My E63 will smoke my 911 S...... in a straight line. 

And......?


----------



## Stevelev (Mar 4, 2004)

iModTTS said:


> So yesterday I had a go against a Porsche 997 Carrera S from a stand still. Maybe it's the new HPA DSG tune in conjunction with the awesome APR stage 3 and all the other mods in concert, but I had a half a foot on him from the start. through to all 6 gears!*


Cool ! So wanna spill the beens as far as your thoughts on the HPA flash ?


----------



## NeverOEM (Dec 17, 2007)

only beat him by half a foot? Man I expected more out of you Jason :laugh:
you need to keep up with me when I'm done.


----------



## iMod.:R (Nov 14, 2005)

KK Moto said:


> My E63 will smoke my 911 S...... in a straight line.
> 
> And......?


how did you race both cars simultaneously? 

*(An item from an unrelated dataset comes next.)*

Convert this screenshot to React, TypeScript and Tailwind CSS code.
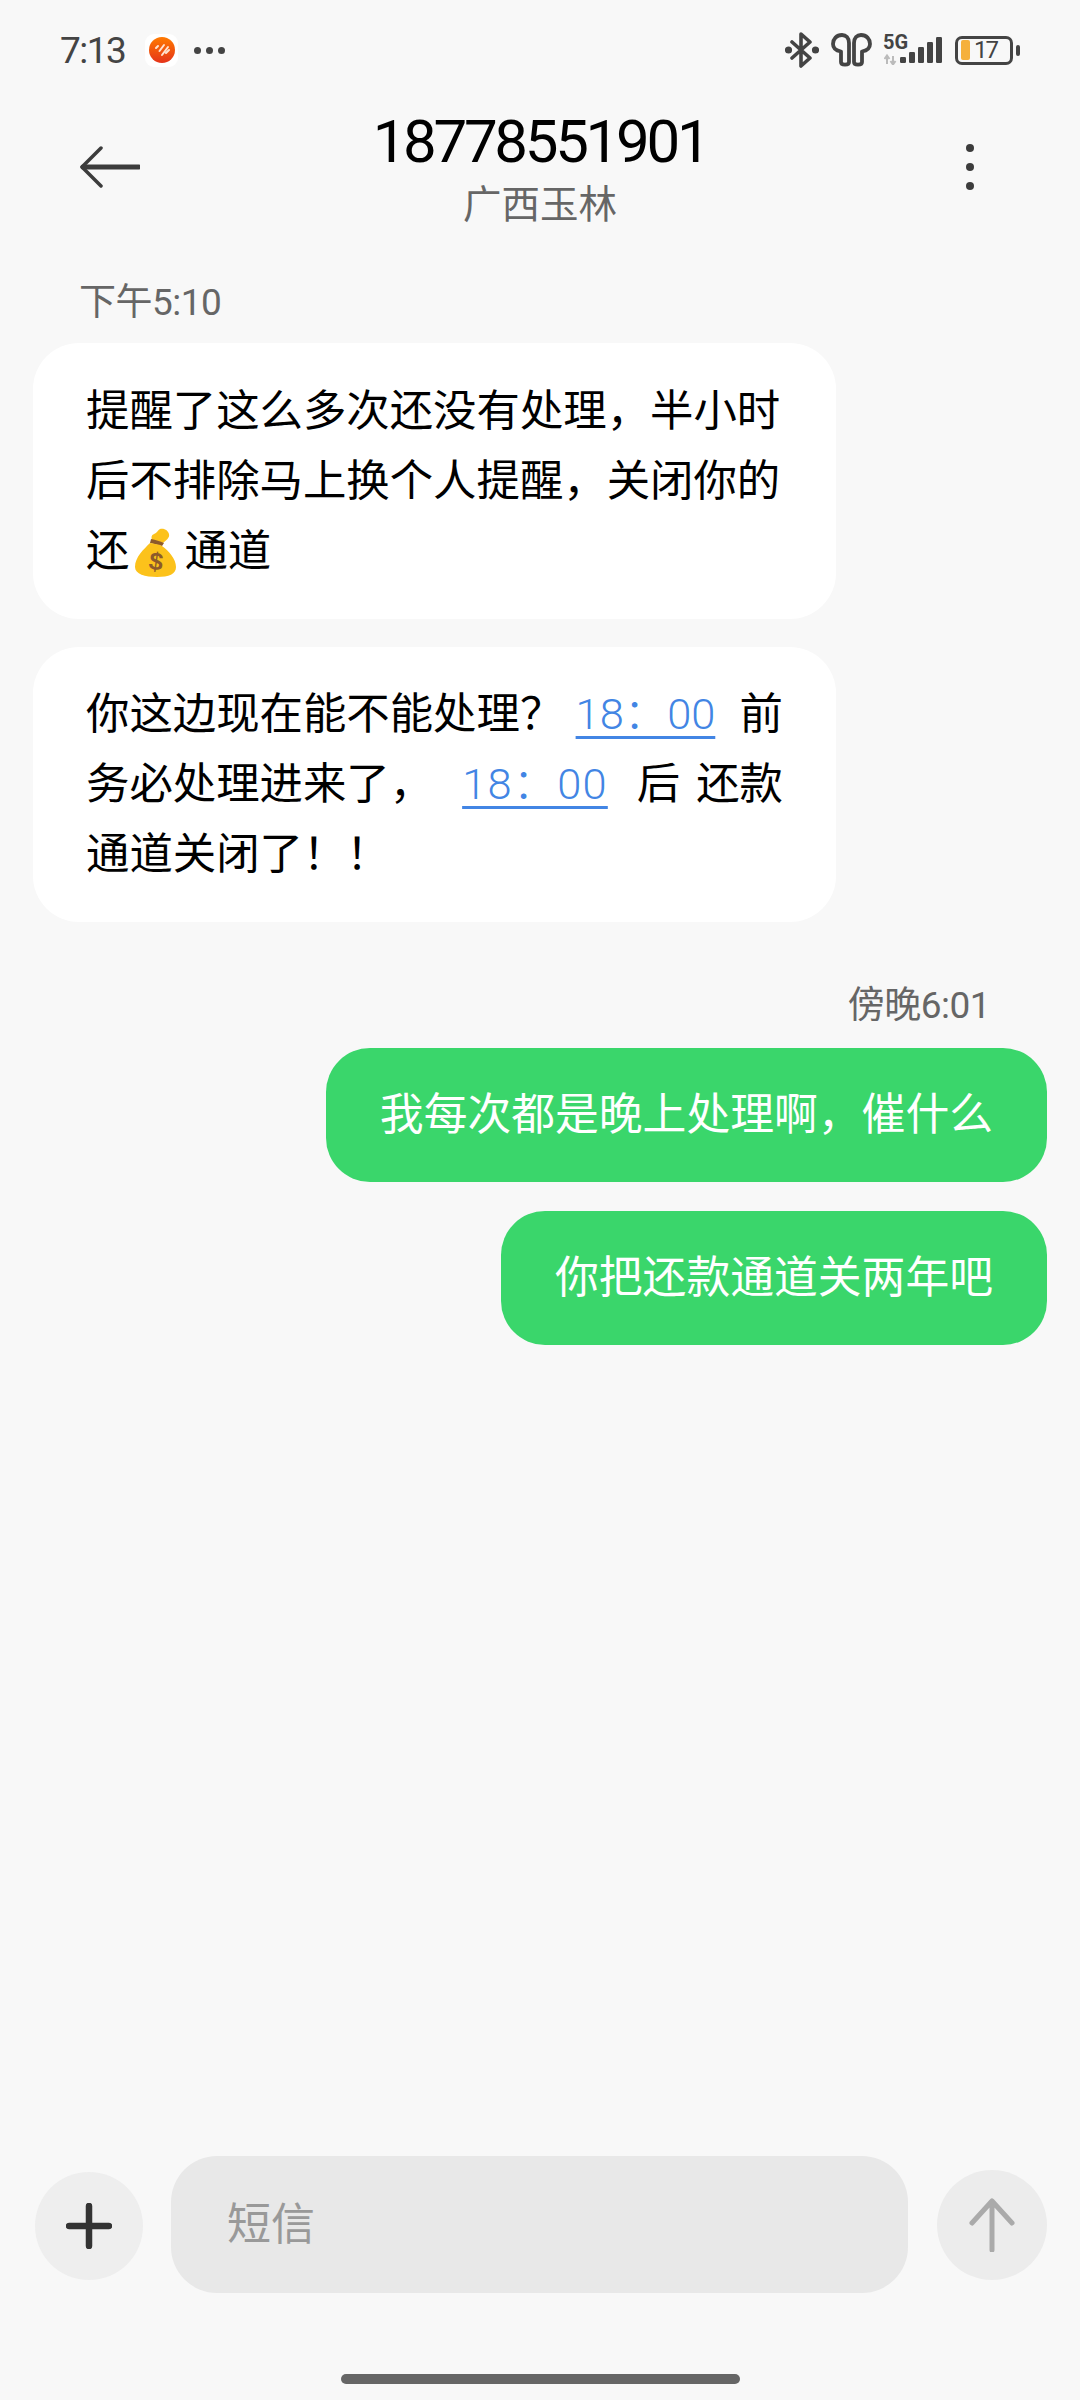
const link = "font-light text-[#4285e4] underline decoration-[3px] underline-offset-[7px]";

function AppDot() {
  return (
    <div className="ml-[20px] flex h-[33px] w-[33px] items-center justify-center rounded-[9px] bg-white">
      <svg width="26" height="26" viewBox="0 0 26 26">
        <defs>
          <linearGradient id="appGrad" x1="0" y1="0" x2="0" y2="1">
            <stop offset="0" stopColor="#ff7a00" />
            <stop offset="1" stopColor="#e5341a" />
          </linearGradient>
        </defs>
        <circle cx="13" cy="13" r="13" fill="url(#appGrad)" />
        <path d="M7 11l2-2M10.500 14l4.500-6M13 18l6-8M17 16l3-3" stroke="#ffe3d0" strokeWidth="2" strokeLinecap="round" />
      </svg>
    </div>
  );
}

function StatusIcons() {
  return (
    <div className="flex items-center">
      {/* bluetooth */}
      <svg width="34" height="36" viewBox="0 0 34 36" fill="none" stroke="#444" strokeWidth="3.600" strokeLinejoin="round" strokeLinecap="round">
        <path d="M7 10l18 16-9 8V2l9 8-18 16" />
        <circle cx="3.500" cy="18" r="1.800" fill="#444" />
        <circle cx="30.500" cy="18" r="1.800" fill="#444" />
      </svg>
      {/* earbuds */}
      <svg className="ml-[12px]" width="41" height="34" viewBox="0 0 41 34" fill="none" stroke="#444" strokeWidth="3.800" strokeLinecap="round" strokeLinejoin="round">
        <path d="M11 2C5.500 2 2 6 2 11c0 4 2.500 6.500 8 7.500V29c0 3.500 8 3.500 8 0V10c0-5-3-8-7-8z" />
        <path d="M30 2c5.500 0 9 4 9 9 0 4-2.500 6.500-8 7.500V29c0 3.500-8 3.500-8 0V10c0-5 3-8 7-8z" />
      </svg>
      {/* 5G and signal */}
      <div className="relative ml-[12px] h-[30px] w-[62px]">
        <span className="absolute left-[-1px] top-[-3px] text-[20px] font-bold leading-[20px] text-[#444]">5G</span>
        <svg className="absolute left-0 top-0" width="62" height="30" viewBox="0 0 62 30">
          <path d="M3 21v8M0.500 24L3 20.500l2.500 3.500M9 29v-8M6.500 26L9 29.500l2.500-3.500" stroke="#bbb" strokeWidth="2" fill="none" />
          <rect x="16" y="22" width="6" height="6" rx="1.200" fill="#444" />
          <rect x="25" y="17" width="6" height="11" rx="1.200" fill="#444" />
          <rect x="34" y="12" width="6" height="16" rx="1.200" fill="#444" />
          <rect x="43" y="7" width="6" height="21" rx="1.200" fill="#444" />
          <rect x="52" y="2" width="6" height="26" rx="1.200" fill="#444" />
        </svg>
      </div>
      {/* battery */}
      <div className="ml-[9px] flex items-center">
        <div className="flex h-[29px] w-[58px] items-center rounded-[7px] border-[3px] border-[#444] pl-[3px]">
          <div className="h-[20px] w-[9px] rounded-[2px] bg-[#f5b03c]" />
          <span className="ml-[4px] text-[24px] leading-[22px] tracking-[-2px] text-[#444]">17</span>
        </div>
        <div className="ml-[3px] h-[11px] w-[4px] rounded-[2px] bg-[#444]" />
      </div>
    </div>
  );
}

function MoneyBag() {
  return (
    <svg className="inline-block align-[-11px]" width="55" height="49" viewBox="0 0 55 49">
      <path d="M31 1c5-1 8 2 9 5 1 4-3 6-6 9l-11-3c-1-4 0-5 2-6 3-1 4-4 6-5z" fill="#fcc21b" />
      <path d="M22 11c5 1 9 2 13 4l-2 3-12-3z" fill="#8d5a2b" />
      <path d="M21 15c4 1 9 1 12 3 7 5 14 13 14 21 0 7-7 10-19 10S6 46 6 39c0-10 9-18 15-24z" fill="#fcc21b" />
      <text x="27" y="42" textAnchor="middle" fontSize="25" fontWeight="700" fill="#8d5a2b" fontFamily="'Liberation Sans',sans-serif" transform="rotate(8 27 34)">$</text>
    </svg>
  );
}

export default function App() {
  return (
    <div className="flex h-[2400px] w-[1080px] flex-col overflow-hidden bg-[#f8f8f8] font-[Roboto,'Noto_Sans_CJK_SC',sans-serif] text-black">
      {/* Status bar */}
      <div className="flex h-[100px] items-center justify-between pl-[60px] pr-[60px]">
        <div className="flex items-center">
          <span className="text-[37px] leading-none tracking-[-1.500px] text-[#444]">7:13</span>
          <AppDot />
          <div className="ml-[16px] flex gap-[5px]">
            <div className="h-[7px] w-[7px] rounded-full bg-[#444]" />
            <div className="h-[7px] w-[7px] rounded-full bg-[#444]" />
            <div className="h-[7px] w-[7px] rounded-full bg-[#444]" />
          </div>
        </div>
        <StatusIcons />
      </div>

      {/* Header */}
      <div className="grid h-[135px] grid-cols-[1fr_auto_1fr] items-start px-[80px]">
        <svg className="mt-[46px]" width="60" height="42" viewBox="0 0 60 42" fill="none" stroke="#3c3c3c" strokeLinecap="round" strokeLinejoin="round">
          <path d="M21 2L2 21l19 19" strokeWidth="3.500" />
          <path d="M3 21h56" strokeWidth="5" />
        </svg>
        <div className="flex flex-col items-center pt-[12px]">
          <span className="text-[60px] leading-[60px] tracking-[-3.300px]">18778551901</span>
          <span className="mt-[8px] text-[38.500px] leading-[50px] text-[#666]">广西玉林</span>
        </div>
        <div className="mt-[44px] flex flex-col items-end gap-[11px] pr-[26px]">
          <div className="h-[8px] w-[8px] rounded-full bg-[#3c3c3c]" />
          <div className="h-[8px] w-[8px] rounded-full bg-[#3c3c3c]" />
          <div className="h-[8px] w-[8px] rounded-full bg-[#3c3c3c]" />
        </div>
      </div>

      {/* Messages */}
      <div className="flex flex-col px-[33px] pt-[43px]">
        <span className="pl-[46px] text-[37px] leading-[50px] tracking-[-0.500px] text-[#666]">下午5:10</span>
        <div className="mt-[15px] w-[803px] rounded-[46px] bg-white px-[53px] pb-[32px] pt-[34px] text-[43.400px] leading-[70px]">
          <div>提醒了这么多次还没有处理，半小时</div>
          <div>后不排除马上换个人提醒，关闭你的</div>
          <div>还<MoneyBag />通道</div>
        </div>
        <div className="mt-[28px] w-[803px] rounded-[46px] bg-white px-[53px] pb-[32px] pt-[33px] text-[43.400px] leading-[70px]">
          <div className="flex justify-between">
            <span>你这边现在能不能处理？</span>
            <span className={`mr-[12px] ${link}`}>18：00</span>
            <span>前</span>
          </div>
          <div className="flex">
            <span>务必处理进来了，</span>
            <span className={`ml-[29px] tracking-[1.200px] ${link}`}>18：00</span>
            <span className="ml-[29px]">后</span>
            <span className="ml-auto">还款</span>
          </div>
          <div>通道关闭了！！</div>
        </div>
        <span className="mt-[59px] self-end pr-[57px] text-[37px] leading-[50px] tracking-[-0.500px] text-[#666]">傍晚6:01</span>
        <div className="mt-[17px] self-end rounded-[44px] bg-[#3ad66b] px-[54px] py-[32px] text-[43.800px] leading-[70px] text-white">
          我每次都是晚上处理啊，催什么
        </div>
        <div className="mt-[29px] self-end rounded-[44px] bg-[#3ad66b] px-[54px] py-[32px] text-[43.800px] leading-[70px] text-white">
          你把还款通道关两年吧
        </div>
      </div>

      {/* Input bar */}
      <div className="mt-auto flex items-center pl-[35px] pr-[33px]">
        <div className="mt-[2px] flex h-[108px] w-[108px] items-center justify-center rounded-full bg-[#eeeeee]">
          <svg width="46" height="46" viewBox="0 0 46 46" stroke="#333" strokeLinecap="round" strokeWidth="6.500">
            <path d="M23 3v40M3 23h40" />
          </svg>
        </div>
        <div className="ml-[28px] flex h-[137px] w-[737px] items-center rounded-[46px] bg-[#e8e8e8] pl-[56px] text-[44px] text-[#999]">
          短信
        </div>
        <div className="ml-[29px] flex h-[110px] w-[110px] items-center justify-center rounded-full bg-[#ececec]">
          <svg width="46" height="54" viewBox="0 0 46 54" fill="none" stroke="#aaa" strokeLinecap="round" strokeLinejoin="round" strokeWidth="5">
            <path d="M23 52V3M3 25L23 3l20 22" />
          </svg>
        </div>
      </div>

      {/* Home indicator */}
      <div className="flex justify-center pb-[16px] pt-[81px]">
        <div className="h-[10px] w-[399px] rounded-full bg-[#666]" />
      </div>
    </div>
  );
}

Seriously, lets also consider your V8 e63 (525bhp), your f6 Porsche (385bhp) and a 4cyl. (tweaked to 407bhp) It actually is impressive to pull that kind of power out such a small power plant 100+hp per cylinder? And....? And....what? 



NeverOEM said:


> only beat him by half a foot? Man I expected more out of you Jason :laugh:
> you need to keep up with me when I'm done.


As for you Tim I'll meet ya mid-country buddy!


----------



## janjan (Jul 26, 2006)

iModTTS said:


> how did you race both cars simultaneously?


lol


----------



## [email protected] (Dec 12, 2001)

iModTTS said:


> .....your v6 Porsche (385bhp) ....



Psssttt..... Jason:

Flat six Porsche. Flat six.

Don't _ever_ let Porschephiles hear you call it a V6. 

-Tim


----------



## OC=OrangeCrush (Jan 26, 2011)

That's awesome Jason! I bet you were grinning ear to ear!!!!


----------



## iMod.:R (Nov 14, 2005)

[email protected] said:


> Psssttt..... Jason:
> 
> Flat six Porsche. Flat six.
> 
> ...


Haha, yeah good catch. Can I call it an F6? :beer:


----------



## KK Moto (Jun 7, 2009)

iModTTS said:


> how did you race both cars simultaneously?
> 
> Seriously, lets also consider your V8 e63 (525bhp), your f6 Porsche (385bhp) and a 4cyl. (tweaked to 407bhp) It actually is impressive to pull that kind of power out such a small power plant 100+hp per cylinder? And....? And....what? P


Spouse with a vicious right foot. 

Not knocking the the TT platform, had one (TTS - didn't care for it) getting another (TTRS - eagerly awaiting).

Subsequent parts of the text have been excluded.